At Green Acres bareroot roses are not just a rose but much more! Bareroot season, is here and will be gone soon. Now is one of the best times to buy and plant roses.
What is a bareroot rose you may ask? A bareroot rose is simply a rose sold in the winter time when the plant is dormant, (sleeping).
Some people are uneasy about planting bareroot roses, maybe because they don't know how to plant them. Bareroot roses want to grow badly enough and will overcome planting deficiencies as long as they are planted green side up with a good dose of water.
Why is this the best time to plant a rose?
While the roses are dormant the plants can be planted with little disturbance. Another interesting fact is that little soil is needed around their root system because they are dormant.

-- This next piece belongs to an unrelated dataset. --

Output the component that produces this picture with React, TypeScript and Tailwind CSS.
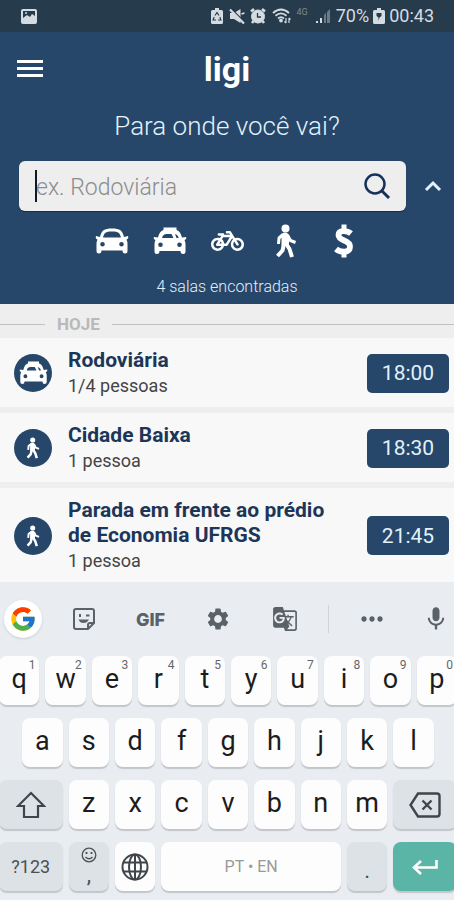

Are there added benefits to planting rose during bareroot season?
Sure! Because the plant is sold in a dormant state with little soil and no blooms, bareroot rose season is one of the most economical times to buy a rose. The cost savings during the bareroot season is at least 30 percent less than during the Spring and Summer months. The second perk is that there is a large variety of roses to be found during bareroot season. Bareroot roses will soon look just like a potted rose that you might buy throughout the Spring and Summer. Your just going to save some money by buying and planting now.
At Green Acres Nursery, we only sell grade #1 roses. Grade #1 is important. This means that these roses have at least 3 strong canes with a very strong bud union. Our roses are from Certified Roses, a rose grower known for their quality roses for over 60 years. The roots of certified roses are strong and adjust quickly to soil conditions when they leaf out in late winter and early spring.
So, you have decided to buy a bareroot rose …
Before planting, it is recommended by the American Rose Society and Green Acres to submerge the entire plant into a bucket of water with a few tablespoons of the effective transplant solution, Vitamin B-1 by Liquinox. Let your plant soak for at least 12 hours. This soaking will help rehydrate the roots and make it optimal for planting.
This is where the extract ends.